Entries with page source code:
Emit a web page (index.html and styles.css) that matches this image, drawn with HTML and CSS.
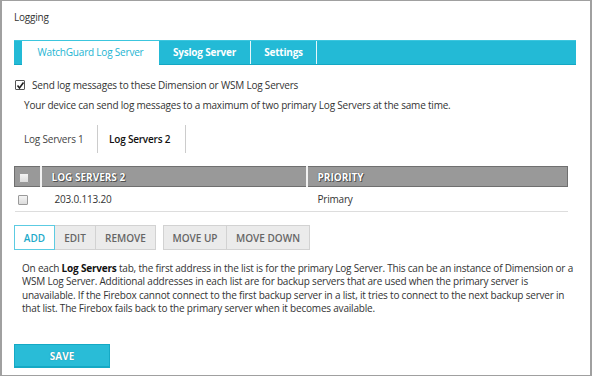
FILE: index.html
```html
<!DOCTYPE html>
<html lang="en">
<head>
  <meta charset="UTF-8">
  <title>Logging</title>
  <link rel="stylesheet" href="styles.css">
</head>
<body>
  <div class="panel">
    <h1>Logging</h1>

    <div class="tabs">
      <div class="tab active">WatchGuard Log Server</div>
      <div class="tab syslog">Syslog Server</div>
      <div class="tab settings">Settings</div>
    </div>

    <label class="check-row">
      <span class="box checked">
        <svg width="9" height="9" viewBox="0 0 9 9"><path d="M1.5 4.5 L3.5 7 L7.5 1.5" fill="none" stroke="#222" stroke-width="1.6"/></svg>
      </span>
      Send log messages to these Dimension or WSM Log Servers
    </label>
    <p class="note">Your device can send log messages to a maximum of two primary Log Servers at the same time.</p>

    <div class="subtabs">
      <div class="subtab">Log Servers 1</div>
      <div class="subtab current">Log Servers 2</div>
    </div>

    <table class="grid">
      <thead>
        <tr>
          <th class="col-check"><span class="box"></span></th>
          <th class="col-name">Log Servers 2</th>
          <th>Priority</th>
        </tr>
      </thead>
      <tbody>
        <tr>
          <td class="col-check"><span class="box"></span></td>
          <td class="col-name">203.0.113.20</td>
          <td>Primary</td>
        </tr>
      </tbody>
    </table>

    <div class="actions">
      <div class="btn-group">
        <button class="btn primary w-add">Add</button>
        <button class="btn w-edit">Edit</button>
        <button class="btn w-remove">Remove</button>
      </div>
      <div class="btn-group">
        <button class="btn w-up">Move Up</button>
        <button class="btn w-down">Move Down</button>
      </div>
    </div>

    <p class="help">On each <b>Log Servers</b> tab, the first address in the list is for the primary Log Server. This can be an instance of Dimension or a WSM Log Server. Additional addresses in each list are for backup servers that are used when the primary server is unavailable. If the Firebox cannot connect to the first backup server in a list, it tries to connect to the next backup server in that list. The Firebox fails back to the primary server when it becomes available.</p>

    <button class="save">Save</button>
  </div>
</body>
</html>
```

FILE: styles.css
```css
* {
  margin: 0;
  padding: 0;
  box-sizing: border-box;
}

body {
  font-family: "Open Sans", Arial, sans-serif;
  font-size: 10px;
  letter-spacing: -0.2px;
  color: #333;
  background: #fff;
}

.panel {
  width: 592px;
  height: 376px;
  border: 1px solid #a0a0a0;
  border-left-width: 2px;
  border-right-width: 2px;
  padding: 9px 14px 0 12px;
}

h1 {
  font-size: 10px;
  font-weight: normal;
  line-height: 14px;
}

/* Top tabs */
.tabs {
  display: flex;
  margin-top: 16px;
  height: 25px;
  background: #23bad6;
  border-top: 1px solid #3cc6de;
  border-bottom: 1px solid #14a7c3;
  padding-left: 8px;
  white-space: nowrap;
}

.tab {
  color: #fff;
  font-weight: bold;
  line-height: 23px;
  text-align: center;
  border-right: 1px solid #e6f7fb;
}

.tab.active {
  background: #fff;
  color: #23b4d2;
  font-weight: normal;
  width: 137px;
  margin-bottom: -1px;
  border-right: none;
}

.tab.syslog {
  width: 92px;
}

.tab.settings {
  width: 66px;
}

/* Checkbox */
.box {
  display: inline-block;
  width: 10px;
  height: 10px;
  border: 1px solid #9a9a9a;
  border-radius: 1px;
  background: linear-gradient(#f4f4f4, #dcdcdc);
  vertical-align: middle;
}

.box.checked {
  background: #fff;
  border-color: #555;
  position: relative;
}

.box.checked svg {
  position: absolute;
  left: 0;
  top: 0;
}

.check-row {
  display: flex;
  align-items: center;
  gap: 7px;
  margin-top: 13px;
  margin-left: 1px;
  line-height: 14px;
}

.note {
  margin-top: 6px;
  margin-left: 10px;
  line-height: 14px;
}

/* Sub tabs */
.subtabs {
  display: flex;
  margin-top: 13px;
  height: 28px;
  white-space: nowrap;
}

.subtab {
  width: 84px;
  padding-left: 10px;
  line-height: 28px;
  color: #444;
  border-right: 1px solid #ccc;
}

.subtab.current {
  color: #111;
  font-weight: 600;
  width: 88px;
  padding-left: 11px;
}

/* Table */
.grid {
  margin-top: 13px;
  width: 554px;
  border-collapse: collapse;
}

.grid th {
  background: #999;
  color: #fff;
  text-shadow: 0 0 1px #333, 1px 1px 0 #555;
  font-size: 10px;
  font-weight: bold;
  letter-spacing: 0;
  text-transform: uppercase;
  text-align: left;
  height: 20px;
  padding: 0 10px;
  border: 1px solid #6f6f6f;
  border-right: 2px solid #f2f2f2;
}

.grid th:last-child {
  border-right: 1px solid #6f6f6f;
}

.grid td {
  height: 25px;
  padding: 0 11px;
  border-bottom: 1px solid #ddd;
}

.grid .col-check {
  width: 26px;
  padding: 0 0 0 3px;
}

.grid th.col-check {
  padding-left: 4px;
}

.grid .col-name {
  width: 266px;
}

.grid td.col-name {
  padding-left: 14px;
}

/* Buttons */
.actions {
  display: flex;
  gap: 7px;
  margin-top: 13px;
}

.btn-group {
  display: flex;
}

.btn {
  font-family: "Open Sans", Arial, sans-serif;
  font-size: 10px;
  font-weight: 600;
  text-transform: uppercase;
  color: #666;
  height: 25px;
  padding: 0;
  background: #ebebeb;
  border: 1px solid #d2d2d2;
  margin-left: -1px;
}

.btn-group .btn:first-child {
  margin-left: 0;
}

.btn.primary {
  background: #fff;
  color: #1ea9c9;
  border-color: #5ccbe2;
  position: relative;
}

.w-add { width: 41px; }
.w-edit { width: 42px; }
.w-remove { width: 61px; }
.w-up { width: 64px; }
.w-down { width: 84px; }

.help {
  margin-top: 12px;
  margin-left: 8px;
  line-height: 13.3px;
}

.help b {
  color: #111;
}

.save {
  display: block;
  margin-top: 29px;
  width: 96px;
  height: 24px;
  background: #29bcd7;
  border: 1px solid #15a9c5;
  border-bottom-width: 2px;
  color: #fff;
  font-family: "Open Sans", Arial, sans-serif;
  font-weight: bold;
  font-size: 10px;
  text-transform: uppercase;
  text-shadow: 0 0 1px #147a8e;
}
```
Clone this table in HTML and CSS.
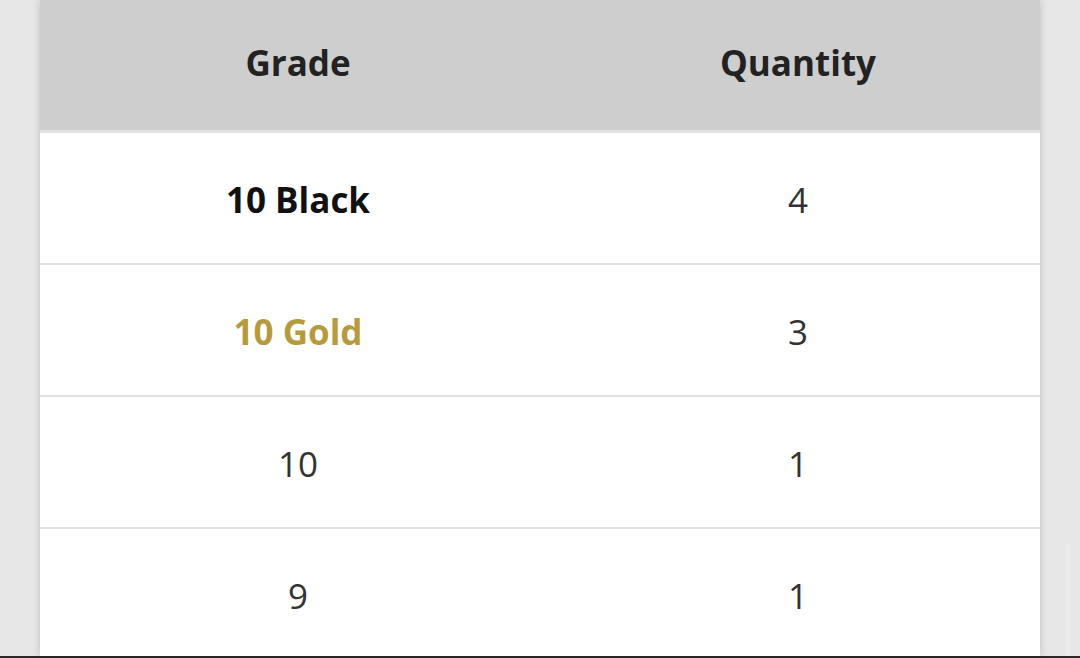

Given instruction:
Every line above should be repeated exactly; pictures stay out of the copy.

Completed exercise:
Emit a web page (index.html and styles.css) that matches this image, drawn with HTML and CSS.
FILE: index.html
```html
<!DOCTYPE html>
<html lang="en">
<head>
  <meta charset="UTF-8">
  <title>Logging</title>
  <link rel="stylesheet" href="styles.css">
</head>
<body>
  <div class="panel">
    <h1>Logging</h1>

    <div class="tabs">
      <div class="tab active">WatchGuard Log Server</div>
      <div class="tab syslog">Syslog Server</div>
      <div class="tab settings">Settings</div>
    </div>

    <label class="check-row">
      <span class="box checked">
        <svg width="9" height="9" viewBox="0 0 9 9"><path d="M1.5 4.5 L3.5 7 L7.5 1.5" fill="none" stroke="#222" stroke-width="1.6"/></svg>
      </span>
      Send log messages to these Dimension or WSM Log Servers
    </label>
    <p class="note">Your device can send log messages to a maximum of two primary Log Servers at the same time.</p>

    <div class="subtabs">
      <div class="subtab">Log Servers 1</div>
      <div class="subtab current">Log Servers 2</div>
    </div>

    <table class="grid">
      <thead>
        <tr>
          <th class="col-check"><span class="box"></span></th>
          <th class="col-name">Log Servers 2</th>
          <th>Priority</th>
        </tr>
      </thead>
      <tbody>
        <tr>
          <td class="col-check"><span class="box"></span></td>
          <td class="col-name">203.0.113.20</td>
          <td>Primary</td>
        </tr>
      </tbody>
    </table>

    <div class="actions">
      <div class="btn-group">
        <button class="btn primary w-add">Add</button>
        <button class="btn w-edit">Edit</button>
        <button class="btn w-remove">Remove</button>
      </div>
      <div class="btn-group">
        <button class="btn w-up">Move Up</button>
        <button class="btn w-down">Move Down</button>
      </div>
    </div>

    <p class="help">On each <b>Log Servers</b> tab, the first address in the list is for the primary Log Server. This can be an instance of Dimension or a WSM Log Server. Additional addresses in each list are for backup servers that are used when the primary server is unavailable. If the Firebox cannot connect to the first backup server in a list, it tries to connect to the next backup server in that list. The Firebox fails back to the primary server when it becomes available.</p>

    <button class="save">Save</button>
  </div>
</body>
</html>
```

FILE: styles.css
```css
* {
  margin: 0;
  padding: 0;
  box-sizing: border-box;
}

body {
  font-family: "Open Sans", Arial, sans-serif;
  font-size: 10px;
  letter-spacing: -0.2px;
  color: #333;
  background: #fff;
}

.panel {
  width: 592px;
  height: 376px;
  border: 1px solid #a0a0a0;
  border-left-width: 2px;
  border-right-width: 2px;
  padding: 9px 14px 0 12px;
}

h1 {
  font-size: 10px;
  font-weight: normal;
  line-height: 14px;
}

/* Top tabs */
.tabs {
  display: flex;
  margin-top: 16px;
  height: 25px;
  background: #23bad6;
  border-top: 1px solid #3cc6de;
  border-bottom: 1px solid #14a7c3;
  padding-left: 8px;
  white-space: nowrap;
}

.tab {
  color: #fff;
  font-weight: bold;
  line-height: 23px;
  text-align: center;
  border-right: 1px solid #e6f7fb;
}

.tab.active {
  background: #fff;
  color: #23b4d2;
  font-weight: normal;
  width: 137px;
  margin-bottom: -1px;
  border-right: none;
}

.tab.syslog {
  width: 92px;
}

.tab.settings {
  width: 66px;
}

/* Checkbox */
.box {
  display: inline-block;
  width: 10px;
  height: 10px;
  border: 1px solid #9a9a9a;
  border-radius: 1px;
  background: linear-gradient(#f4f4f4, #dcdcdc);
  vertical-align: middle;
}

.box.checked {
  background: #fff;
  border-color: #555;
  position: relative;
}

.box.checked svg {
  position: absolute;
  left: 0;
  top: 0;
}

.check-row {
  display: flex;
  align-items: center;
  gap: 7px;
  margin-top: 13px;
  margin-left: 1px;
  line-height: 14px;
}

.note {
  margin-top: 6px;
  margin-left: 10px;
  line-height: 14px;
}

/* Sub tabs */
.subtabs {
  display: flex;
  margin-top: 13px;
  height: 28px;
  white-space: nowrap;
}

.subtab {
  width: 84px;
  padding-left: 10px;
  line-height: 28px;
  color: #444;
  border-right: 1px solid #ccc;
}

.subtab.current {
  color: #111;
  font-weight: 600;
  width: 88px;
  padding-left: 11px;
}

/* Table */
.grid {
  margin-top: 13px;
  width: 554px;
  border-collapse: collapse;
}

.grid th {
  background: #999;
  color: #fff;
  text-shadow: 0 0 1px #333, 1px 1px 0 #555;
  font-size: 10px;
  font-weight: bold;
  letter-spacing: 0;
  text-transform: uppercase;
  text-align: left;
  height: 20px;
  padding: 0 10px;
  border: 1px solid #6f6f6f;
  border-right: 2px solid #f2f2f2;
}

.grid th:last-child {
  border-right: 1px solid #6f6f6f;
}

.grid td {
  height: 25px;
  padding: 0 11px;
  border-bottom: 1px solid #ddd;
}

.grid .col-check {
  width: 26px;
  padding: 0 0 0 3px;
}

.grid th.col-check {
  padding-left: 4px;
}

.grid .col-name {
  width: 266px;
}

.grid td.col-name {
  padding-left: 14px;
}

/* Buttons */
.actions {
  display: flex;
  gap: 7px;
  margin-top: 13px;
}

.btn-group {
  display: flex;
}

.btn {
  font-family: "Open Sans", Arial, sans-serif;
  font-size: 10px;
  font-weight: 600;
  text-transform: uppercase;
  color: #666;
  height: 25px;
  padding: 0;
  background: #ebebeb;
  border: 1px solid #d2d2d2;
  margin-left: -1px;
}

.btn-group .btn:first-child {
  margin-left: 0;
}

.btn.primary {
  background: #fff;
  color: #1ea9c9;
  border-color: #5ccbe2;
  position: relative;
}

.w-add { width: 41px; }
.w-edit { width: 42px; }
.w-remove { width: 61px; }
.w-up { width: 64px; }
.w-down { width: 84px; }

.help {
  margin-top: 12px;
  margin-left: 8px;
  line-height: 13.3px;
}

.help b {
  color: #111;
}

.save {
  display: block;
  margin-top: 29px;
  width: 96px;
  height: 24px;
  background: #29bcd7;
  border: 1px solid #15a9c5;
  border-bottom-width: 2px;
  color: #fff;
  font-family: "Open Sans", Arial, sans-serif;
  font-weight: bold;
  font-size: 10px;
  text-transform: uppercase;
  text-shadow: 0 0 1px #147a8e;
}
```
Clone this table in HTML and CSS.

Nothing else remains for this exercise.